Este contexto histórico lo describió la escritora británica Penelope Fitzgerald (Lincoln, 1916 – Londres, 2000) en 1980, con Voces humanas (Impedimenta, 2019). Una novela en la que se centra en juntar periodismo y el deber de informar y trabajar, con el deber de la lucha porque la rutina diaria no sea truncada. Una rutina en la que se anteponen los intereses personales por los profesionales, aunque por mucho que se quiera, los personales terminan aflorando y ganando a los anteriores; ya que los personajes de la novela de Fitzgerald, son periodistas comprometidos que no dudan en mantenerse en sus puestos de trabajo a pesar del miedo a esos bombardeos alemanes, por lo que no dudan en seguir ofreciendo el servicio de información desde la British Broadcasting Corporation (BBC) que sufrió un ataque aéreo como el resto del país, y en dónde trabajan entre ellos, Sam Brooks, el excéntrico director de Programas Grabados, que siente verdadera pasión por su trabajo; en este ambiente de máxima tensión, intentará ampararse en el refugio que le ofrece Jeff Haggard, el flemático director de Planificación de Programas, y también en el de sus asistentes: Vi, una joven sencilla y generosa; Lise, que espera el regreso de su novio del frente; Della, una gran seductora que sueña con ser cantante, y Annie, una joven muchacha que quizá se enamore de su superior.
Fitzgerald fue una escritora maravillosa, y desde su muerte en 2000 su reputación ha seguido en alza. Lo confirman (además de Voces humanas) sus aclamadas obras La librería y A la deriva (ambas en Impedimenta), esta última, la novela autobiográfica premiada con el Booker en 1979. A pesar de un comienzo tardío (comenzó a escribir su primera novela cuando tenía casi 60 años, componiéndola como una diversión para su esposo moribundo), ganó una inmensa aclamación popular y crítica durante los últimos 20 años de su vida. Además, se convirtió en la primera no estadounidense en ganar el National Book Critics Circle Award por La flor azul, Impedimenta, y que muchos consideran su obra maestra. En los años posteriores a su muerte, un número creciente de lectores, han comenzado a hablar de ella como la mejor novelista inglesa de las últimas décadas.

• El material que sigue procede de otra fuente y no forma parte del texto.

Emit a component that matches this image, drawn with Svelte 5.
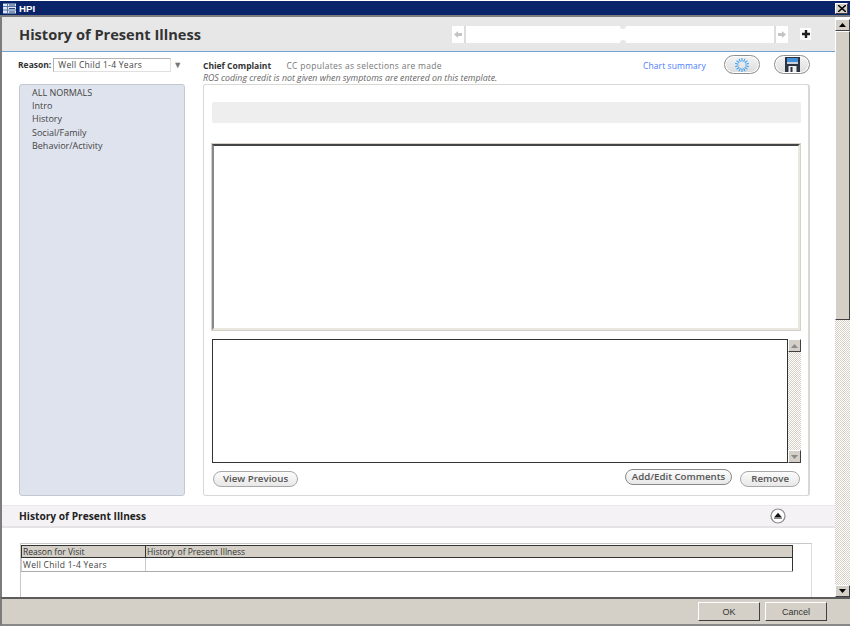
<script>
	const navItems = ['ALL NORMALS', 'Intro', 'History', 'Social/Family', 'Behavior/Activity'];
	const spokes = Array.from({ length: 14 }, (_, i) => (i * 360) / 14);
</script>

{#snippet arrow(dir)}
	<svg class="arrow" viewBox="0 0 7 4" width="7" height="4" style:transform={dir === 'down' ? 'rotate(180deg)' : null}>
		<path d="M3.500 0 7 4H0z" />
	</svg>
{/snippet}

<div class="window">
	<div class="titlebar">
		<svg class="app-icon" viewBox="0 0 13 11" width="13" height="11">
			<rect width="13" height="11" fill="#dfe6f2" />
			<path d="M0 .5h13M0 3.500h13M0 7h13M0 10.500h13M4.500 0v11" stroke="#5a78a8" fill="none" />
			<path d="M6 2h6M6 5.500h6M6 9h6" stroke="#24457c" fill="none" />
		</svg>
		<span class="title">HPI</span>
		<button class="close" aria-label="Close">
			<svg viewBox="0 0 8 7" width="8" height="7"><path d="M0 0l8 7M8 0L0 7" stroke="#000" stroke-width="1.5" /></svg>
		</button>
	</div>

	<div class="frame">
		<div class="page">
			<header class="page-head">
				<h1>History of Present Illness</h1>
				<div class="carousel">
					<span class="nudge">
						<svg viewBox="0 0 8 7" width="8" height="7"><path d="M0 3.500 4 0v2h4v3H4v2z" fill="#c4c4c4" /></svg>
					</span>
					<div class="track">
						<span class="notch top"></span>
						<span class="notch bottom"></span>
					</div>
					<span class="nudge">
						<svg viewBox="0 0 8 7" width="8" height="7"><path d="M8 3.500 4 0v2H0v3h4v2z" fill="#c4c4c4" /></svg>
					</span>
				</div>
				<span class="add">
					<svg viewBox="0 0 8 8" width="8" height="8"><path d="M4 0v8M0 4h8" stroke="#222" stroke-width="2.400" /></svg>
				</span>
			</header>

			<div class="columns">
				<aside class="left">
					<div class="reason">
						<b>Reason:</b>
						<span class="select">Well Child 1-4 Years</span>
						<span class="caret">▼</span>
					</div>
					<nav class="nav-panel">
						{#each navItems as item}
							<div>{item}</div>
						{/each}
					</nav>
				</aside>

				<section class="right">
					<div class="cc-row">
						<div class="cc-text">
							<div class="cc-line">
								<b>Chief Complaint</b>
								<span>CC populates as selections are made</span>
							</div>
							<em>ROS coding credit is not given when symptoms are entered on this template.</em>
						</div>
						<a class="summary" href="#summary">Chart summary</a>
						<span class="pill">
							<svg viewBox="0 0 16 16" width="16" height="16">
								{#each spokes as angle}
									<line x1="8" y1="1" x2="8" y2="4.500" stroke="#45a5f0" stroke-width="1.200" transform="rotate({angle} 8 8)" />
								{/each}
							</svg>
						</span>
						<span class="pill">
							<svg viewBox="0 0 15 15" width="15" height="15">
								<path d="M0 0h15v15H0z" fill="#2b3440" />
								<path d="M2 1h11v4H2z" fill="#3f8fd8" />
								<path d="M2 5h11v2H2z" fill="#c9d2da" />
								<path d="M3.500 9h8v6h-8z" fill="#eeeeee" />
								<path d="M5.500 10h2v5h-2z" fill="#2b3440" />
							</svg>
						</span>
					</div>

					<div class="editor">
						<div class="strip"></div>
						<div class="sunken"></div>
						<div class="comment-box">
							<div class="comment-text"></div>
							<div class="mini-scroll">
								<span class="btn-arrow faded">{@render arrow('up')}</span>
								<span class="dither"></span>
								<span class="btn-arrow faded">{@render arrow('down')}</span>
							</div>
						</div>
						<div class="actions">
							<button class="round">View Previous</button>
							<button class="round raised">Add/Edit Comments</button>
							<button class="round remove">Remove</button>
						</div>
					</div>
				</section>
			</div>

			<div class="section-bar">
				<b>History of Present Illness</b>
				<span class="collapse">
					<svg viewBox="0 0 16 16" width="16" height="16">
						<circle cx="8" cy="8" r="7" fill="#fff" stroke="#8a8a8a" stroke-width="1.200" />
						<path d="M8 4.800 12 9.500H4z" fill="#111" />
						<path d="M4 10.500h8" stroke="#888" />
					</svg>
				</span>
			</div>

			<div class="table-wrap">
				<table>
					<thead>
						<tr><th class="col-a">Reason for Visit</th><th>History of Present Illness</th></tr>
					</thead>
					<tbody>
						<tr><td>Well Child 1-4 Years</td><td></td></tr>
					</tbody>
				</table>
			</div>
		</div>

		<div class="scrollbar">
			<span class="btn-arrow">{@render arrow('up')}</span>
			<span class="thumb"></span>
			<span class="dither"></span>
			<span class="btn-arrow">{@render arrow('down')}</span>
		</div>
	</div>

	<footer class="footer">
		<button class="win-btn">OK</button>
		<button class="win-btn">Cancel</button>
	</footer>
</div>

<style>
	:global(body) {
		margin: 0;
		background: #fff;
	}

	.window {
		width: 850px;
		height: 626px;
		display: flex;
		flex-direction: column;
		overflow: hidden;
		font-family: 'Open Sans', 'Noto Sans', sans-serif;
		font-size: 9px;
		color: #444;
	}

	.titlebar {
		height: 14px;
		flex: none;
		margin-top: 1px;
		background: #0a246a;
		display: flex;
		align-items: center;
		padding-left: 3px;
		color: #fff;
	}

	.title {
		margin-left: 3px;
		font: bold 9.700px 'Liberation Sans', sans-serif;
	}

	.close {
		margin-left: auto;
		margin-right: 2px;
		width: 13px;
		height: 11px;
		padding: 0;
		border: 1px solid;
		border-color: #fff #404040 #404040 #fff;
		background: #d4d0c8;
		display: flex;
		align-items: center;
		justify-content: center;
	}

	.frame {
		height: 582px;
		flex: none;
		display: flex;
		border-top: 2px solid #7c7c7c;
		border-left: 2px solid #7c7c7c;
		box-sizing: border-box;
	}

	.page {
		flex: 1;
		min-width: 0;
		overflow: hidden;
		background: #fff;
	}

	.page-head {
		height: 35px;
		box-sizing: border-box;
		border-bottom: 1px solid #6ea3d3;
		background: #e7e7e7;
		display: flex;
		align-items: center;
		padding-left: 17px;
	}

	h1 {
		margin: 0;
		width: 433px;
		font-size: 14.600px;
		font-weight: 700;
		color: #333;
		white-space: nowrap;
	}

	.carousel {
		width: 336px;
		height: 17px;
		display: flex;
		background: #fff;
	}

	.nudge {
		width: 12px;
		flex: none;
		display: flex;
		align-items: center;
		justify-content: center;
	}

	.track {
		flex: 1;
		border: solid #dcdcdc;
		border-width: 0 2px;
		position: relative;
		overflow: hidden;
	}

	.notch {
		position: absolute;
		left: 154px;
		width: 6px;
		height: 6px;
		border-radius: 50%;
		background: #e7e7e7;
	}

	.notch.top {
		top: -3px;
	}

	.notch.bottom {
		bottom: -3px;
	}

	.add {
		width: 11px;
		height: 12px;
		margin-left: 12px;
		background: #fff;
		display: flex;
		align-items: center;
		justify-content: center;
	}

	.columns {
		display: flex;
		gap: 18px;
		padding-left: 17px;
		height: 444px;
	}

	.left {
		width: 166px;
		flex: none;
		display: flex;
		flex-direction: column;
	}

	.reason {
		height: 32px;
		box-sizing: border-box;
		padding-top: 6px;
		display: flex;
		align-items: flex-start;
		line-height: 14px;
	}

	.reason b {
		color: #333;
		font-size: 8.500px;
		margin: 0 2px 0 -1px;
		white-space: nowrap;
	}

	.select {
		width: 118px;
		height: 14px;
		flex: none;
		box-sizing: border-box;
		border: 1px solid #b4b4b4;
		border-bottom-color: #e0e0e0;
		border-right-color: #e0e0e0;
		padding-left: 4px;
		line-height: 12px;
		font-size: 8.500px;
		letter-spacing: 0.3px;
		white-space: nowrap;
	}

	.caret {
		margin-left: 2px;
		color: #777;
		font-size: 9px;
	}

	.nav-panel {
		height: 412px;
		box-sizing: border-box;
		background: #dfe3ee;
		border: 1px solid #c2c8d0;
		border-radius: 3px;
		padding: 1px 0 0 12px;
		line-height: 13.200px;
		color: #444;
	}

	.right {
		width: 607px;
		flex: none;
		display: flex;
		flex-direction: column;
	}

	.cc-row {
		height: 32px;
		display: flex;
		align-items: flex-start;
		padding-top: 7px;
		box-sizing: border-box;
	}

	.cc-text {
		width: 440px;
		line-height: 13px;
		white-space: nowrap;
	}

	.cc-line b {
		color: #333;
		font-size: 8.500px;
		margin-right: 13px;
	}

	.cc-line span {
		color: #777;
		font-size: 8.500px;
		letter-spacing: 0.3px;
	}

	em {
		color: #666;
		font-size: 8.800px;
		display: block;
	}

	.summary {
		color: #4a7dff;
		text-decoration: none;
		font-size: 8.500px;
		letter-spacing: 0.1px;
		line-height: 13px;
		width: 81px;
		white-space: nowrap;
	}

	.pill {
		width: 36px;
		height: 19px;
		box-sizing: border-box;
		margin-top: -4px;
		border: 1px solid #8e8e8e;
		border-radius: 10px;
		background: linear-gradient(#f4f4f4, #dcdcdc);
		box-shadow: inset 0 0 0 1px #fff;
		display: flex;
		align-items: center;
		justify-content: center;
	}

	.pill + .pill {
		margin-left: 14px;
	}

	.editor {
		height: 412px;
		box-sizing: border-box;
		border: 1px solid #d8d8d4;
		border-width: 1px 2px 1px 1px;
		border-radius: 3px;
		padding: 17px 7px 0 8px;
		display: flex;
		flex-direction: column;
	}

	.strip {
		height: 21px;
		background: #eeeeee;
		border-radius: 2px;
		flex: none;
	}

	.sunken {
		height: 186px;
		margin: 21px 1px 0 0;
		box-sizing: border-box;
		border: 2px solid;
		border-color: #444 #e8e8e0 #e8e8e0 #888;
		outline: 1px solid #d4d0c8;
		flex: none;
	}

	.comment-box {
		height: 124px;
		margin-top: 9px;
		flex: none;
		display: flex;
	}

	.comment-text {
		flex: 1;
		border: 1px solid #333;
		border-right: 0;
	}

	.mini-scroll {
		width: 13px;
		display: flex;
		flex-direction: column;
		border-left: 1px solid #333;
	}

	.dither {
		flex: 1;
		background: repeating-conic-gradient(#d4d0c8 0 25%, #fff 0 50%) 0 0 / 2px 2px;
	}

	.btn-arrow {
		flex: none;
		height: 13px;
		box-sizing: border-box;
		background: #d4d0c8;
		border: 1px solid;
		border-color: #fff #404040 #404040 #fff;
		display: flex;
		align-items: center;
		justify-content: center;
	}

	.arrow path {
		fill: #000;
	}

	.faded .arrow path {
		fill: #8a8a8a;
	}

	.actions {
		display: flex;
		align-items: flex-start;
		padding: 8px 1px 0 1px;
	}

	.round {
		height: 16px;
		padding: 0 9px;
		border: 1px solid #a8a8a8;
		border-radius: 8px;
		background: linear-gradient(#fbfbfb, #e8e8e8);
		font: 600 9.700px 'Open Sans', sans-serif;
		color: #555;
		line-height: 12px;
		white-space: nowrap;
	}

	.raised {
		margin: -2px 0 0 auto;
		border-color: #888;
		padding: 0 6px;
	}

	.remove {
		margin-left: 8px;
		padding: 0 10px;
	}

	.section-bar {
		height: 23px;
		margin-top: 9px;
		box-sizing: border-box;
		border-top: 1px solid #e8e8e8;
		border-bottom: 2px solid #e4e4e4;
		background: #f5f2f6;
		padding-left: 17px;
		display: flex;
		align-items: center;
		font-size: 10.200px;
		color: #222;
	}

	.collapse {
		margin-left: 624px;
		display: flex;
	}

	.table-wrap {
		height: 60px;
		margin: 15px 0 0 18px;
		width: 792px;
		box-sizing: border-box;
		border: 1px solid #c8c8c8;
		border-bottom: 0;
		border-right-color: #dcdcdc;
		padding-top: 1px;
	}

	table {
		width: 772px;
		border-collapse: collapse;
		table-layout: fixed;
		font-size: 8.500px;
	}

	th {
		height: 11px;
		padding: 0 0 0 1px;
		background: #d4d0c8;
		border: 1px solid #333;
		font-weight: 400;
		text-align: left;
		line-height: 11px;
		color: #333;
	}

	.col-a {
		width: 122px;
	}

	td {
		height: 13px;
		padding: 0 0 0 1px;
		border: 1px solid #ccc;
		border-top: 0;
		border-bottom: 1px solid #aaa;
		line-height: 13px;
		letter-spacing: 0.3px;
	}

	td:last-child {
		border-right: 1px solid #333;
	}

	.scrollbar {
		width: 15px;
		flex: none;
		display: flex;
		flex-direction: column;
		padding-top: 2px;
		box-sizing: border-box;
	}

	.scrollbar .btn-arrow {
		height: 12px;
	}

	.thumb {
		height: 289px;
		flex: none;
		box-sizing: border-box;
		background: #d4d0c8;
		border: 1px solid;
		border-color: #fff #404040 #404040 #fff;
	}

	.footer {
		flex: 1;
		box-sizing: border-box;
		border-top: 2px solid #5c5c5c;
		border-left: 2px solid #7c7c7c;
		background: #d4d0c8;
		display: flex;
		justify-content: flex-end;
		align-items: flex-start;
		gap: 5px;
		padding: 3px 23px 0 0;
		border-bottom: 2px solid #888;
	}

	.win-btn {
		width: 62px;
		height: 19px;
		padding: 0;
		border: 1px solid;
		border-color: #fff #404040 #404040 #fff;
		background: #d4d0c8;
		font: 9px 'Liberation Sans', sans-serif;
		color: #333;
	}
</style>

En Voces humanas, podemos encontrar la magia de las palabras no escritas (además de la magnífica composición literaria que se encuentra en el texto), ya que muchas cosas suceden fuera del texto, es decir, vienen de lo que no se dice y de lo que no podemos saber, de aquello que rodea a la gran prosa de la autora, en la que acumula una cantidad asombrosa de comedia, sabiduría e incluso algo de patetismo. Una obra que se caracteriza por su trabajo de un ingenio sutil y por una simpatía incansable por sus personajes. La grandeza de Fitzgerald no se muestra en unas pocas frases, sino que se va arrastrando lentamente hacia el lector cuando este va avanzando en su lectura. En el transcurso de la novela nace la posibilidad de contar un tiempo determinado, su narración está modelada en lugar de trazada, con escenas que se desarrollan tangencialmente como armonías y contraarmonías que podemos hallar exclusivamente en una gran pieza musical.
En definitiva, Fitzgerald es una escritora notable, hilarante, deslumbrante y entretenida. Su prosa te hace sentir bien. Un «blitz literario» cargado de buenas palabras, y que no puede parar en uno solo de sus libros, ya que combinaban mundos pequeños y un lenguaje sobrio, que generan una cálida sensación, así como un sentimiento por el peligro y la tensión de una época convulsa, lo cual lo convierte en un libro fascinante para leer ahora, así como una reverberación que resonará cada vez que se nombre.